Task requirements :: Reproduce nothing but the lines from the start of the material through the line that includes "48.9Q59 39 71.2", both ends included, and omit every picture.

==============================

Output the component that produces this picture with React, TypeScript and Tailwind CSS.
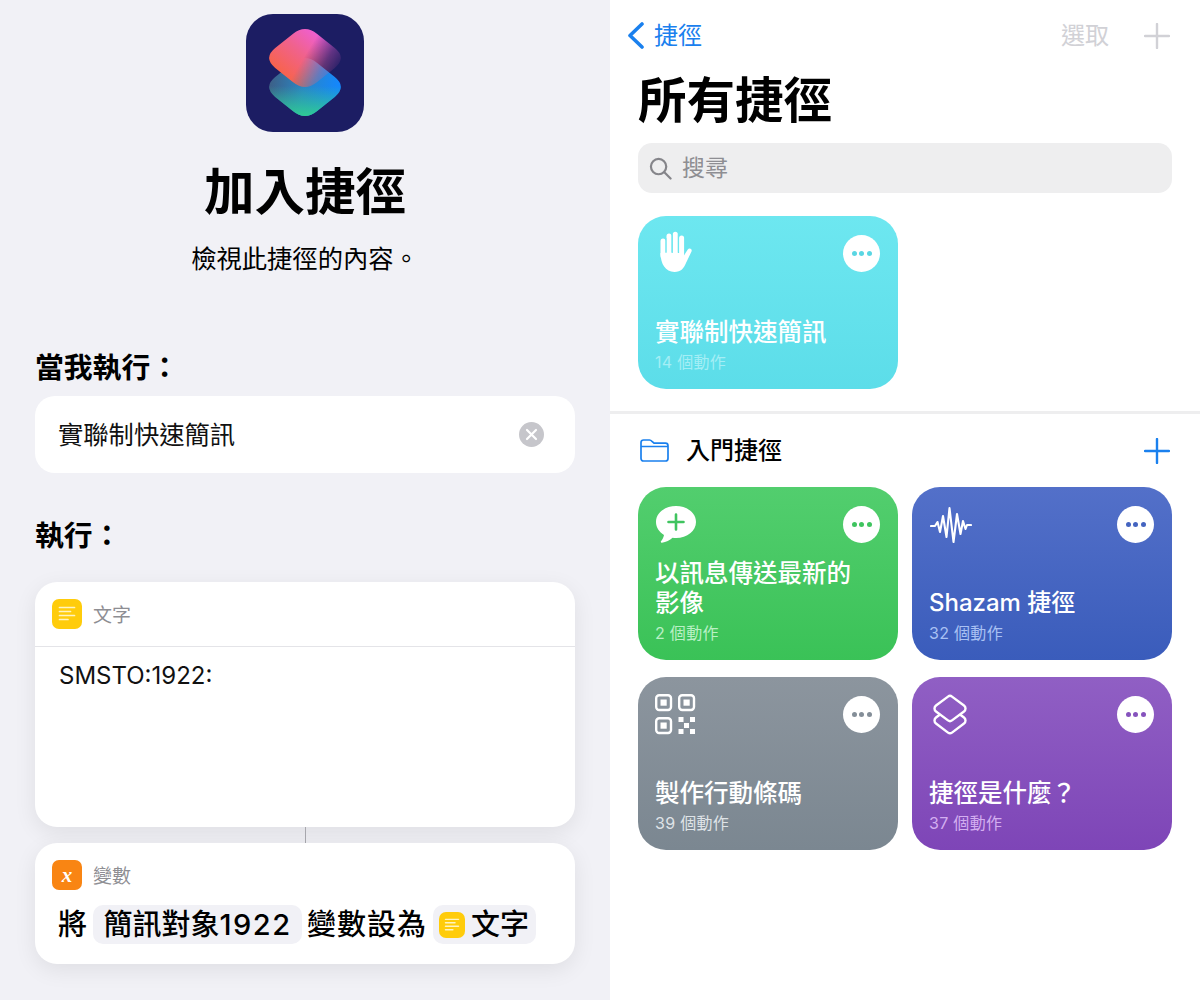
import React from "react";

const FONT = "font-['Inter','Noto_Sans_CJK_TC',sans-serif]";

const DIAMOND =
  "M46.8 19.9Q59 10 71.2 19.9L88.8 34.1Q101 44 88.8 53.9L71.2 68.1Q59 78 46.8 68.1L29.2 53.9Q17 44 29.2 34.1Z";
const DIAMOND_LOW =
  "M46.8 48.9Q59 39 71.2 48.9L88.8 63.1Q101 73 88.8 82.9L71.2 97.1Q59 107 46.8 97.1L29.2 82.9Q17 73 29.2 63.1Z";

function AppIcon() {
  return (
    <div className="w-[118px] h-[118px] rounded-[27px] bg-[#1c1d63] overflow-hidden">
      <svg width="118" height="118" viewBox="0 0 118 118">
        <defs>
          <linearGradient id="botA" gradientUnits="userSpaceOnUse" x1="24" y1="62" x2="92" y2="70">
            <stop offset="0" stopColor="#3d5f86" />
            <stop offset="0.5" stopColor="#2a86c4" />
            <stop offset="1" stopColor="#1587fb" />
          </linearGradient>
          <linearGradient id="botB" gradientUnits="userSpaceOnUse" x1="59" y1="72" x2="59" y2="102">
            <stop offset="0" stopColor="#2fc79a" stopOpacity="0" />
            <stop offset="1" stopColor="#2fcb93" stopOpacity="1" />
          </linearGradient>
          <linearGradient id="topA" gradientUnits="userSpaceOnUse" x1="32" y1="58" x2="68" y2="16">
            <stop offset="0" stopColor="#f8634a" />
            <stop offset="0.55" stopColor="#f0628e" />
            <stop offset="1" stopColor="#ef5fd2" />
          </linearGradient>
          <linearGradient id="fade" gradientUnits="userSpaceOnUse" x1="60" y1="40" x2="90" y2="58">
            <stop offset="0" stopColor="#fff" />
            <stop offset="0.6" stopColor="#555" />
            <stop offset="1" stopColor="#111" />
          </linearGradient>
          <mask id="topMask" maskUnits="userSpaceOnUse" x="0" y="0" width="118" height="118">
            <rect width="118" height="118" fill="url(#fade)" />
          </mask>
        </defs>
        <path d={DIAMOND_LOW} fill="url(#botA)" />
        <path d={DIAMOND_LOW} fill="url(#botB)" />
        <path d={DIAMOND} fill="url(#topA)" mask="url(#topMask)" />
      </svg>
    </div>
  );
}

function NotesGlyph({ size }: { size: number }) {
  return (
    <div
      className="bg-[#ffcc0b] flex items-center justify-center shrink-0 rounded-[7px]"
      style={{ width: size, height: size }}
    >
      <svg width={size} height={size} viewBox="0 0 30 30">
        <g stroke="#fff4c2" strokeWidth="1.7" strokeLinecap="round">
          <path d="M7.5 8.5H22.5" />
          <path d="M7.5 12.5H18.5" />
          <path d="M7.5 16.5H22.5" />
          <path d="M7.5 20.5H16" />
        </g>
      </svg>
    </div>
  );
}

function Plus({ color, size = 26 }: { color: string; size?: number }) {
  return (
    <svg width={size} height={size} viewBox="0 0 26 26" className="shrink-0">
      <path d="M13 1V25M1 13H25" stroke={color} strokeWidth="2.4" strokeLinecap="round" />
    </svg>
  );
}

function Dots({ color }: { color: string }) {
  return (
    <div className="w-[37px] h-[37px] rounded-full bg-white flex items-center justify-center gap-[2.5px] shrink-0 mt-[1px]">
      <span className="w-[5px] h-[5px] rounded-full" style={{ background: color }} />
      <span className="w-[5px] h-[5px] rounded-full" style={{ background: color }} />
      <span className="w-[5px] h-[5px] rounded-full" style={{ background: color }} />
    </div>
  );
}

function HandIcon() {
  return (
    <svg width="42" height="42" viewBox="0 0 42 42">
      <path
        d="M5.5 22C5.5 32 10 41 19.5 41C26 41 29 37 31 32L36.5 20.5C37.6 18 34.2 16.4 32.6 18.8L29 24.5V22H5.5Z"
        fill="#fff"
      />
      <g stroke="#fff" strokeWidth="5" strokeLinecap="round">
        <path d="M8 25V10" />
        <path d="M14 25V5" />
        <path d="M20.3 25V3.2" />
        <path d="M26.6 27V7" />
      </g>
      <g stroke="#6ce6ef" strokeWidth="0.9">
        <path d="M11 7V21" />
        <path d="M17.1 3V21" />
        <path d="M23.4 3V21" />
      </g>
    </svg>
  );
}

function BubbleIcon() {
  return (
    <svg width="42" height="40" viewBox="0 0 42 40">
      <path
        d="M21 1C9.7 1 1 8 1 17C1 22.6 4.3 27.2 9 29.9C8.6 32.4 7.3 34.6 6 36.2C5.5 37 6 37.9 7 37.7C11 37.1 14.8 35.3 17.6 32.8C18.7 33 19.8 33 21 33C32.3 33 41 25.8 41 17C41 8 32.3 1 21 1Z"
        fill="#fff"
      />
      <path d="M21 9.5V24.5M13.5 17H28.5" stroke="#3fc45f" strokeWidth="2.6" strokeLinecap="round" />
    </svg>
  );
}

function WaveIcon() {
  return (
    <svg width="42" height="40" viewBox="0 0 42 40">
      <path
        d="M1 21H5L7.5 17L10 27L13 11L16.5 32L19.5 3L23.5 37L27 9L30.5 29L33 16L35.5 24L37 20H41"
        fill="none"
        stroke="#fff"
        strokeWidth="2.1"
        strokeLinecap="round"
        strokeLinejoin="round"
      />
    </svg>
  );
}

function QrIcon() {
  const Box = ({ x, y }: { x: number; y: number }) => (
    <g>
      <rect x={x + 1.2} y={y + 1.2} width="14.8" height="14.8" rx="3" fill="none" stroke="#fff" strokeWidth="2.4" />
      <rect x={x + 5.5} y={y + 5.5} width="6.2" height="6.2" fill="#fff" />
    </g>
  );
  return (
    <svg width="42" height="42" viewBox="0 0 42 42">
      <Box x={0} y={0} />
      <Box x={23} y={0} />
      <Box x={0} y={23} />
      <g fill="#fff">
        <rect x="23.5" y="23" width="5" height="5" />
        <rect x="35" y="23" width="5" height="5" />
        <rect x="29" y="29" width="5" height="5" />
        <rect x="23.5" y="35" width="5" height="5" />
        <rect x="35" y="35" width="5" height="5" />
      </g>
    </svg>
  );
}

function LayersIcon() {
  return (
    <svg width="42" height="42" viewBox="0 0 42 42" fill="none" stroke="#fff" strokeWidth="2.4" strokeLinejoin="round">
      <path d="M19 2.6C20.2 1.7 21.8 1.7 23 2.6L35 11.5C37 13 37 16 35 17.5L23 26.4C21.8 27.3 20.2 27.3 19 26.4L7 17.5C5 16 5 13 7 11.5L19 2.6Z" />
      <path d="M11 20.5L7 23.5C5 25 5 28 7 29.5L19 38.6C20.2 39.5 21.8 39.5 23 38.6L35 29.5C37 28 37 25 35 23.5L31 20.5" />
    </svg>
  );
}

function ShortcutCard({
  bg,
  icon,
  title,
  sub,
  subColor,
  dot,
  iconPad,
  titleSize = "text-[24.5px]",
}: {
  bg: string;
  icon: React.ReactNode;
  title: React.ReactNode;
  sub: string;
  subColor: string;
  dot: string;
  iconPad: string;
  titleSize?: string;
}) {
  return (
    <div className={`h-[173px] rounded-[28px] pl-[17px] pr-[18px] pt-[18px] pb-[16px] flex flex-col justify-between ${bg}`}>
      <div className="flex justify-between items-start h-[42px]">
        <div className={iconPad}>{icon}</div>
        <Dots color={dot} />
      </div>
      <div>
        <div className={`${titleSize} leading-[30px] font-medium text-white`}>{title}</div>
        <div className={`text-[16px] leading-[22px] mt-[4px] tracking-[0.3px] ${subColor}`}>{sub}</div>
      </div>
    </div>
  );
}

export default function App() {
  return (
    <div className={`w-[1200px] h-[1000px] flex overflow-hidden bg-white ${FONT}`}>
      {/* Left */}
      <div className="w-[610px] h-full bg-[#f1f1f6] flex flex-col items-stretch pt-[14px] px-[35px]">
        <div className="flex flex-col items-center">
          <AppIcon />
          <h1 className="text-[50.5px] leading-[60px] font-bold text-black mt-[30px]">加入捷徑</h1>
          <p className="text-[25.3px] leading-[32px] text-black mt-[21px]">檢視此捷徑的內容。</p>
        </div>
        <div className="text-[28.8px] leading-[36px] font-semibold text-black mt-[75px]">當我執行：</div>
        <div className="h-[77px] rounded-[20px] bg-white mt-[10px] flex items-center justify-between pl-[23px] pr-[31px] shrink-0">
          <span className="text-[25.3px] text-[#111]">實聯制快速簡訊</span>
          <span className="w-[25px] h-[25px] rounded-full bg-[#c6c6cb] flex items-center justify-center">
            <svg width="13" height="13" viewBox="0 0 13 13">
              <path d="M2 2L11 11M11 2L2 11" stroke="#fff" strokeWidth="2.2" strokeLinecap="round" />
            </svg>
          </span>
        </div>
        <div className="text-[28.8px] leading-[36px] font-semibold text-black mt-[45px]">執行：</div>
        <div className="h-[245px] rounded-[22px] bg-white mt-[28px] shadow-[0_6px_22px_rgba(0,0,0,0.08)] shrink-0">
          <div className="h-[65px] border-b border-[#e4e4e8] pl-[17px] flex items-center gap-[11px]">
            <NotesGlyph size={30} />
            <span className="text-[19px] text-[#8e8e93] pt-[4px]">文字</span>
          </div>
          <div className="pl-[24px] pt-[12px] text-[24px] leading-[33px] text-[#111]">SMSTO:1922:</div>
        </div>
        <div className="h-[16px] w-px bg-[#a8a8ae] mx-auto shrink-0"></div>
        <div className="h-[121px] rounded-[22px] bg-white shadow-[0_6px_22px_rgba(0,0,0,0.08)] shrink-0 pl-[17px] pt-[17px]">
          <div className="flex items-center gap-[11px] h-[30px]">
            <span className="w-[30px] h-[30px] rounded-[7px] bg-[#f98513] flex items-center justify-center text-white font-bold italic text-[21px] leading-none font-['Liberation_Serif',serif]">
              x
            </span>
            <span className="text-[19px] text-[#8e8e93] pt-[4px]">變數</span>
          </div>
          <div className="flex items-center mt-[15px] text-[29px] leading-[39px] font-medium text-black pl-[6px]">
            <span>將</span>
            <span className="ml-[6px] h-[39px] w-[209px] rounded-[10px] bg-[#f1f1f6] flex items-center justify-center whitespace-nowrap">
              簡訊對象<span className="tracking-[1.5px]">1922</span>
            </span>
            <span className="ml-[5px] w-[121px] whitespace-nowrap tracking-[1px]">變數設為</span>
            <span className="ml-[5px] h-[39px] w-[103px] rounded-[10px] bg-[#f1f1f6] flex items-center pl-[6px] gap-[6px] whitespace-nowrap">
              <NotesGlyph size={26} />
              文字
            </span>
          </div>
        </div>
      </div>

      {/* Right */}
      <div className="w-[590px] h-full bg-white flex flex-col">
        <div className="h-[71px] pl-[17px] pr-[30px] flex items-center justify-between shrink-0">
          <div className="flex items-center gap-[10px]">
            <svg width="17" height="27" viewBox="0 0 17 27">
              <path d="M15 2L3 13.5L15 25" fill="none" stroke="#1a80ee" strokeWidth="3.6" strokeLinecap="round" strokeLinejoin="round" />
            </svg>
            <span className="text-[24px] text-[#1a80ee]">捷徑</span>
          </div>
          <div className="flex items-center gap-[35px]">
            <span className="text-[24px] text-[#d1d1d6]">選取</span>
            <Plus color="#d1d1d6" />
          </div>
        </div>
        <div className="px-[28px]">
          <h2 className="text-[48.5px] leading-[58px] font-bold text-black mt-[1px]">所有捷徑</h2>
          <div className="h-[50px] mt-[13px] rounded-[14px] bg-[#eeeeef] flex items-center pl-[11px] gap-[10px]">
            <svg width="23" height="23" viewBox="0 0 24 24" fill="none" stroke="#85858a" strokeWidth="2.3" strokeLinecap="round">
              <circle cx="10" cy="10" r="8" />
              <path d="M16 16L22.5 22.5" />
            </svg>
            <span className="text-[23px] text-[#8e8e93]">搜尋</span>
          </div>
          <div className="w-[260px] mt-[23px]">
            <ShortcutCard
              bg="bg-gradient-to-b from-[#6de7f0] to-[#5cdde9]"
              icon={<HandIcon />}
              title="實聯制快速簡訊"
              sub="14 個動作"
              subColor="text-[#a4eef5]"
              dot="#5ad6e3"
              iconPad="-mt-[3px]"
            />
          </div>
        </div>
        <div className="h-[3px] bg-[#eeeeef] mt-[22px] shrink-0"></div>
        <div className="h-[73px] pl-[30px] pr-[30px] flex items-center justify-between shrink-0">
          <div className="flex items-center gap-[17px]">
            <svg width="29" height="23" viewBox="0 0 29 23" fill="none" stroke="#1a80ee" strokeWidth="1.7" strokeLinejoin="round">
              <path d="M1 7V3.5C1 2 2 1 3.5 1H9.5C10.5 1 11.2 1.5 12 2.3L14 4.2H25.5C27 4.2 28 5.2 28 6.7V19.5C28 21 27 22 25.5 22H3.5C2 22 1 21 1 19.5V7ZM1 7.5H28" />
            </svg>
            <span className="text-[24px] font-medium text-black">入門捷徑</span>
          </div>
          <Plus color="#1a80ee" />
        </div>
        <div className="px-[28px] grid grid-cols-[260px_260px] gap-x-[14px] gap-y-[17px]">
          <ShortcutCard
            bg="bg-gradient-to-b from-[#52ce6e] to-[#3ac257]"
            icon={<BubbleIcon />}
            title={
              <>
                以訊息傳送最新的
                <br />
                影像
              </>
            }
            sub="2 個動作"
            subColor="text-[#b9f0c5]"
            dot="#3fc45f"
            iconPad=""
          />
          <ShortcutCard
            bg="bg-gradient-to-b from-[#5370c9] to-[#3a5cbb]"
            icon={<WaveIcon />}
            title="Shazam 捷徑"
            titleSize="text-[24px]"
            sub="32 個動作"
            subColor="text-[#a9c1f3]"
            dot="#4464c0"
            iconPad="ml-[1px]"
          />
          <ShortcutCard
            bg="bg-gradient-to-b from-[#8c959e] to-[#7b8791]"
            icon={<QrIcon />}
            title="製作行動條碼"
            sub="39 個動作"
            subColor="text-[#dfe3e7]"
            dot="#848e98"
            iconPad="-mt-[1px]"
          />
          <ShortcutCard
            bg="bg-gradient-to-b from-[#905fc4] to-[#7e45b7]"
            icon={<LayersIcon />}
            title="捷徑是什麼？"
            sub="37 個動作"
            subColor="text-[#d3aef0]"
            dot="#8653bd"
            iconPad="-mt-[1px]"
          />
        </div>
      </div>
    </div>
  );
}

==============================

Written answer ::
Output the component that produces this picture with React, TypeScript and Tailwind CSS.
import React from "react";

const FONT = "font-['Inter','Noto_Sans_CJK_TC',sans-serif]";

const DIAMOND =
  "M46.8 19.9Q59 10 71.2 19.9L88.8 34.1Q101 44 88.8 53.9L71.2 68.1Q59 78 46.8 68.1L29.2 53.9Q17 44 29.2 34.1Z";
const DIAMOND_LOW =
  "M46.8 48.9Q59 39 71.2 48.9L88.8 63.1Q101 73 88.8 82.9L71.2 97.1Q59 107 46.8 97.1L29.2 82.9Q17 73 29.2 63.1Z";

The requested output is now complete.